On Sun, January 22, 2012 8:53 pm, hmonroe.pglaf@huntermonroe.com wrote: [snip]
Why aren't WWers send back projects that include destructive layout tagging, or don't include important structural tagging? I can think of any number of reasons for rejection that are less disruptive to the reader's satisfaction.
Because we have automated checks for validity and good spelling. We don't have automated checks for (mis-) use of HTML for layout. If we had some sort of automated and relatively unambiguous checks for such things, I'm sure that many submitters would strive to comply.
-- Greg
There is a golden opportunity here for someone to create an automated tool to assess the use/misuse of HTML which PG could use to screen submissions--see my earlier post with some simple tests written in Perl.

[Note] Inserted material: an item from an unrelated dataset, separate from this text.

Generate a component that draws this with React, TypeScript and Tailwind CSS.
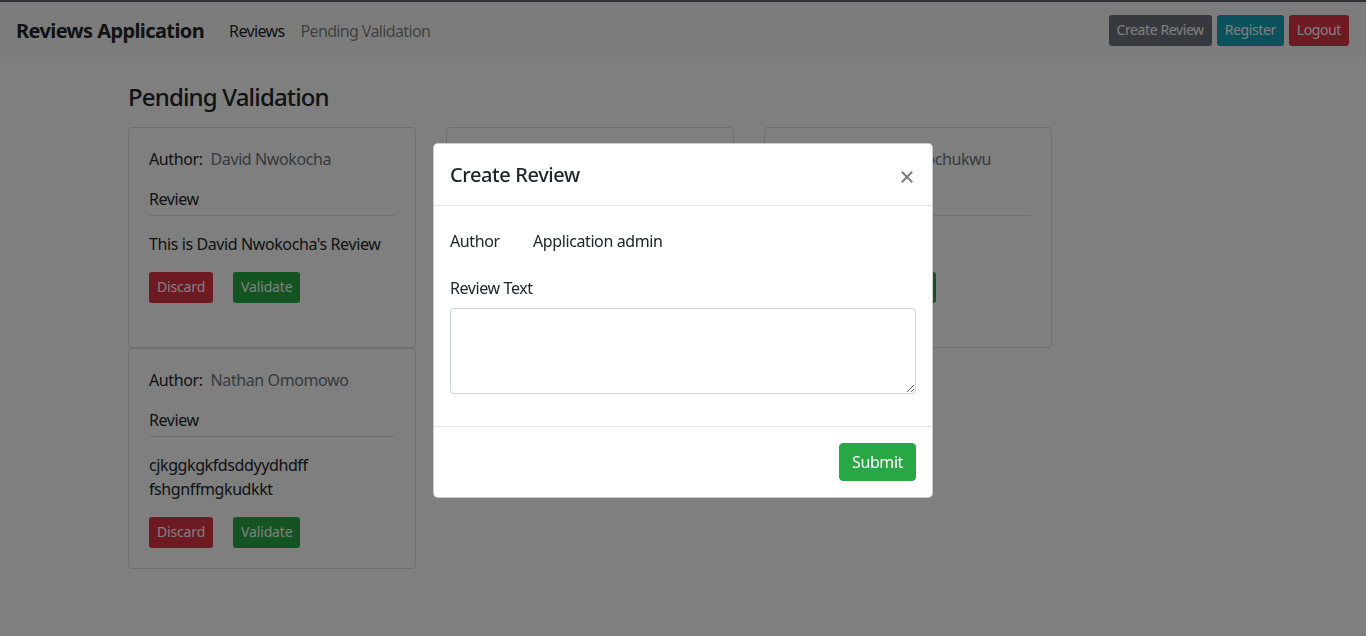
import React from "react";

type Review = { author: string; text: string[] };

const pending: Review[] = [
  { author: "David Nwokocha", text: ["This is David Nwokocha's Review"] },
  { author: "Samuel Adeyemi", text: ["This review is waiting for", "validation by the admin"] },
  { author: "Ebuka Onuochukwu", text: ["Great service"] },
  { author: "Nathan Omomowo", text: ["cjkggkgkfdsddyydhdff", "fshgnffmgkudkkt"] },
];

function ReviewCard({ review }: { review: Review }) {
  return (
    <div className="w-[288px] rounded-[4px] border border-black/[0.125] bg-white px-5 pt-[19px] pb-5">
      <div className="mb-4 leading-6">
        Author:<span className="ml-2 text-[#6c757d]">{review.author}</span>
      </div>
      <div className="border-b border-[#dee2e6] pb-[4px] leading-6">Review</div>
      <div className="mt-4 leading-6">
        {review.text.map((line) => (
          <div key={line}>{line}</div>
        ))}
      </div>
      <div className="mt-4 flex gap-5 tracking-[-0.01em]">
        <button className="h-[31px] rounded-[3px] bg-[#dc3545] px-2 text-sm text-white">Discard</button>
        <button className="h-[31px] rounded-[3px] bg-[#28a745] px-2 text-sm text-white">Validate</button>
      </div>
    </div>
  );
}

export default function App() {
  return (
    <div className="relative min-h-screen bg-white font-['Noto_Sans',sans-serif] text-base tracking-[-0.025em] text-[#212529]">
      <nav className="flex items-center border-t-2 border-[#5c6066] bg-[#f8f9fa] px-4 py-2">
        <span className="mr-[17px] pt-[6px] pb-[4px] text-xl font-bold leading-[30px] tracking-[-0.03em]">
          Reviews Application
        </span>
        <a className="px-2 pt-[9px] pb-[7px] leading-6 tracking-[-0.04em] text-black/90">Reviews</a>
        <a className="px-2 pt-[9px] pb-[7px] leading-6 tracking-[-0.04em] text-black/50">Pending Validation</a>
        <div className="ml-auto mr-[1px] flex gap-[5px]">
          <button className="h-[31px] rounded-[3px] bg-[#6c757d] px-2 text-sm text-white">Create Review</button>
          <button className="h-[31px] rounded-[3px] bg-[#17a2b8] px-2 text-sm text-white">Register</button>
          <button className="h-[31px] rounded-[3px] bg-[#dc3545] px-2 text-sm text-white">Logout</button>
        </div>
      </nav>

      <main className="mx-auto w-[1140px] px-[15px] pt-[25px]">
        <h4 className="mb-[15px] text-2xl font-medium leading-[1.2] tracking-[-0.035em]">Pending Validation</h4>
        <div className="flex flex-wrap gap-x-[30px]">
          {pending.map((r) => (
            <ReviewCard key={r.author} review={r} />
          ))}
        </div>
      </main>

      <div className="fixed inset-0 bg-black/50" />

      <div className="fixed inset-0 flex items-start justify-center pt-[143px]">
        <div className="w-[500px] rounded-[5px] border border-black/20 bg-white">
          <div className="flex items-start justify-between border-b border-[#dee2e6] px-4 pt-4 pb-[15px]">
            <h5 className="text-xl font-medium leading-[30px]">Create Review</h5>
            <button className="mr-[1px] mt-[9px] p-[2px]">
              <svg width="12" height="12" viewBox="0 0 12 12" className="block">
                <path d="M1.5 1.5 L10.5 10.5 M10.5 1.5 L1.5 10.5" stroke="#7d7d7d" strokeWidth="2" strokeLinecap="square" />
              </svg>
            </button>
          </div>
          <div className="p-4">
            <div className="mb-4 flex leading-6">
              <div className="w-[83px] py-[7px]">Author</div>
              <div className="py-[7px]">Application admin</div>
            </div>
            <div className="mb-4">
              <label className="mb-2 block leading-6">Review Text</label>
              <textarea
                rows={3}
                className="block h-[86px] w-full resize-y rounded-[4px] border border-[#ced4da] px-3 py-1.5 leading-6 outline-none"
              />
            </div>
          </div>
          <div className="flex justify-end border-t border-[#dee2e6] p-3">
            <button className="m-1 rounded-[4px] border border-[#28a745] bg-[#28a745] px-3 py-1.5 leading-6 text-white">
              Submit
            </button>
          </div>
        </div>
      </div>
    </div>
  );
}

The problem here is two-fold: 1. PG has no standards for submission of HTML (other than the obvious one that it must be valid HTML), and no one can code to a non-existent standard. If PG had unambiguous published standards I'm sure that most submitters would strive to comply even /without/ automated checks. 2. The evaluation of a file for the existence of destructive layout tagging and the non-existence of structural tagging cannot be automated. (The first part of this statement is probably an exaggeration. I could probably easily write a tool that would check for "style" attributes, but Perl wouldn't be the best language for the job). Tidy can check of well-formedness, and there are tools like Jing (http://www.thaiopensource.com/relaxng/jing.html) that can test for compliance with a schema, but I can't think of a single tool that can tell you that "<p align="center">Chapter One</p>" is wrong on so many levels. The solution is also two-fold: 1. Develop a consensus HTML coding style for PG. Heck, it doesn't even need to be a consensus, a mandate from TPTB would serve just as well, but a consensus is more likely to be adopted. 2. Build a small set of individuals who are familiar with PG's HTML coding style and could review HTML submissions. For example, I'm familiar enough with the use of HTML for encoding e-books that I'll bet I could judge whether a file is acceptable in less than 10 minutes. You could call this group of examiners "white washers" for lack of a better term. But without solution #1, nothing else is possible.